“Now their view is the rule of law: Statistical significance is neither necessary nor sufficient for proving a commercial or scientific result.”
Statistics Experts
The perverse rhetorical distortions of the Matrixx case have begun. The quote above, from the website of one of the amicus brief authors, will probably not be the last distortion or perversion of scientific method or of the holding of Matrixx Initiatives, Inc. v. Siracusano, 2011 WL 977060 (March 22, 2011, U.S. Supreme Court). Still, the distortion of the holding raises some interesting questions about who these would-be friends of the Court are, and why would they misrepresent the case in a way that any first-year law student would see was incorrect. What is the agenda of these authors?
I had never heard of Deirdre N. McCloskey or Stephen T. Ziliak before the Matrixx case. After the decision was delivered on March 22, 2011, I started to look at the amicus briefs. McCloskey and Ziliak filed one such brief, on behalf of the respondents. Their brief was styled “Brief of Amici Curiae Statistics Experts Professors Deirdre N. McCloskey and Stephen N. Ziliak in Support of Respondents.” The more I considered this amicus brief, the more troubling I found it, both procedurally and substantively.

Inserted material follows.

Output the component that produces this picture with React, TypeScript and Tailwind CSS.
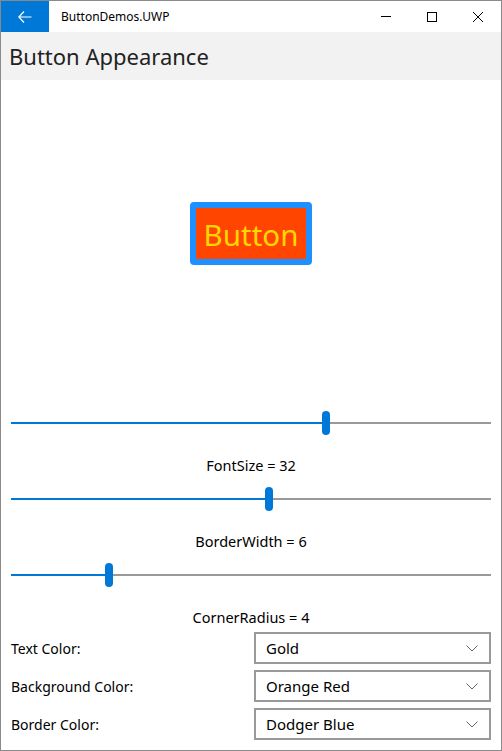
import React from 'react';

const font = { fontFamily: '"Segoe UI", "Noto Sans", "Open Sans", sans-serif' };

const Slider: React.FC<{ filled: number }> = ({ filled }) => (
  <div className="flex h-[32px] items-center px-[10px]">
    <div className="h-[2px] bg-[#0078d7]" style={{ width: filled }} />
    <div className="h-[24px] w-[8px] rounded-full bg-[#0078d7]" />
    <div className="h-[2px] flex-1 bg-[#999999]" />
  </div>
);

const Combo: React.FC<{ label: string; value: string }> = ({ label, value }) => (
  <div className="flex items-center">
    <div className="w-[253px] pl-[10px] text-[14px] text-black">{label}</div>
    <div className="flex h-[32px] w-[237px] items-center justify-between border-2 border-[#999999] bg-white pl-[10px] pr-[10px] text-[15px] text-black">
      <span>{value}</span>
      <svg width="12" height="7" viewBox="0 0 12 7" className="mr-[1px]">
        <path d="M0.5 0.5 L6 6 L11.5 0.5" fill="none" stroke="#666" strokeWidth="1" />
      </svg>
    </div>
  </div>
);

export default function App() {
  return (
    <div className="h-[751px] w-[502px] overflow-hidden border border-[#8a8a8a] bg-white" style={font}>
      {/* title bar */}
      <div className="flex h-[31px] items-center">
        <div className="flex h-full w-[48px] items-center justify-center bg-[#0078d7]">
          <svg width="14" height="12" viewBox="0 0 14 12">
            <path d="M6 0.5 L0.8 6 L6 11.5 M0.8 6 H13.5" fill="none" stroke="white" strokeWidth="1.2" />
          </svg>
        </div>
        <div className="ml-[12px] flex-1 text-[12px] text-black">ButtonDemos.UWP</div>
        <div className="flex h-full items-center">
          <div className="flex h-full w-[46px] items-center justify-center">
            <div className="h-[1px] w-[10px] bg-black" />
          </div>
          <div className="flex h-full w-[46px] items-center justify-center">
            <div className="h-[10px] w-[10px] border border-black" />
          </div>
          <div className="flex h-full w-[46px] items-center justify-center">
            <svg width="10" height="10" viewBox="0 0 10 10">
              <path d="M0 0 L10 10 M10 0 L0 10" stroke="black" strokeWidth="1" />
            </svg>
          </div>
        </div>
      </div>

      {/* header */}
      <div className="flex h-[48px] items-center bg-[#f2f2f2] pl-[8px] text-[22px] text-[#222222]">
        Button Appearance
      </div>

      {/* button preview */}
      <div className="flex h-[307px] items-center justify-center">
        <div className="flex h-[63px] w-[122px] items-center justify-center rounded-[4px] border-[6px] border-[#1e90ff] bg-[#ff4500] pt-[3px] text-[29.5px] text-[#ffd700]">
          Button
        </div>
      </div>

      <div className="mt-[20px]">
        <Slider filled={311} />
        <div className="mt-[16px] h-[20px] text-center text-[14.5px] leading-[20px] text-black">FontSize = 32</div>
        <div className="mt-[8px]">
          <Slider filled={254} />
        </div>
        <div className="mt-[16px] h-[20px] text-center text-[14.5px] leading-[20px] text-black">BorderWidth = 6</div>
        <div className="mt-[8px]">
          <Slider filled={94} />
        </div>
        <div className="mt-[16px] h-[20px] text-center text-[14.5px] leading-[20px] text-black">CornerRadius = 4</div>
      </div>

      <div className="mt-[5px] flex flex-col gap-[6px]">
        <Combo label="Text Color:" value="Gold" />
        <Combo label="Background Color:" value="Orange Red" />
        <Combo label="Border Color:" value="Dodger Blue" />
      </div>
    </div>
  );
}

1. No statistical organization (such as the American Statistical Association) joined this amicus brief, and none of the many statistician-lawyers who frequently contribute amicus briefs on quantitative issues was associated with their effort. This was the first peculiarity of the McCloskey-Ziliak brief, which attracted my attention only after the Supreme Court issued its opinion in the Matrixx case.
2. The second remarkable fact about these amici is that they are not statisticians or statistics professors, despite titling their brief as that of “statistics experts.” According to his website, Stephen T. Ziliak, is a Professor of Economics,in the department of economics, in Roosevelt University (Chicago). His doctorate was in economics. Deirdre N. McCloskey is a professor of economics, history, English, and communication, at the University of Illinois (Chicago). Of course, this is not to say that these professors do not have expertise in statistics. Both authors have written on the history of statistics, but the title of their brief seems a bit misleading. Why would they not say that they were economists? I, for one, found this ruse peculiarly misleading for a brief filed in our highest Court.
3. The third curious fact is the incestuous nature of the brief’s authors. McCloskey was Ziliak’s doctoral supervisor. Again, there is nothing wrong with a mentor and his or her student joining together in a project such as this, but the work suggests an intellectual inbreeding, which was, well, peculiar in that no one else with putative substantive expertise was involved in the amicus brief.
4. Some of the McCloseky-Ziliak brief is unexceptional exposition about the meaning of Type I and Type II errors, and hypothesis testing. The Supreme Court really did not need this information, which could readily be found in the Federal Judicial Center’s Reference Manual on Scientific Evidence. Some of the brief, however, is peculiarly tendentious nonsense, which I will explore in follow-up posts.
5. The Supreme Court, in its opinion, did not dignify this amicus brief with a citation, but the amici nonetheless appear to have a delusionally inflated view of their influence. Now there is nothing at all peculiar about such delusions in academia. A short trip to Ziliak’s and McCloskey’s websites revealed many references to their efforts on the brief, including their (inflated) assessment of their influence. McCloskey’s website goes further, with what appears to be a press release, in which she claims, without citation or support that some of “their book and some of their articles did affect the case.”
6. The press release ends with the harrumphing, noted above:
“Now their [McCloskey and Ziliak’s] view is the rule of law: ‘Statistical significance is neither necessary nor sufficient for proving a commercial or scientific result.””
This statement, of course, is not the rule of law; nor is it the holding of the case. The statement is so clearly wrong that the reader has to wonder about the authors’ academic pretenses, qualifications, and claimed disinterest in the proceedings. Rhetorical excess is no stranger in the halls of academia, but our learned professors appear to have jumped the rhetorical shark.
This amicus brief certainly got my attention, and it raises serious questions about who files amicus briefs, and whether they distort the appellate process. In a follow-up post, I will look at some of the substantive opinions put forward by McCloskey and Ziliak. Like the curious distortions of their credentials, the misleading assessment of their own influence, and the erroneous conclusion about the Matrixx holding, the substantive claims and statements by these authors, in their amicus brief, are equally dubious. Their claims are worth exploring as a road map to how other irresponsible advocates may use and misuse the Matrixx.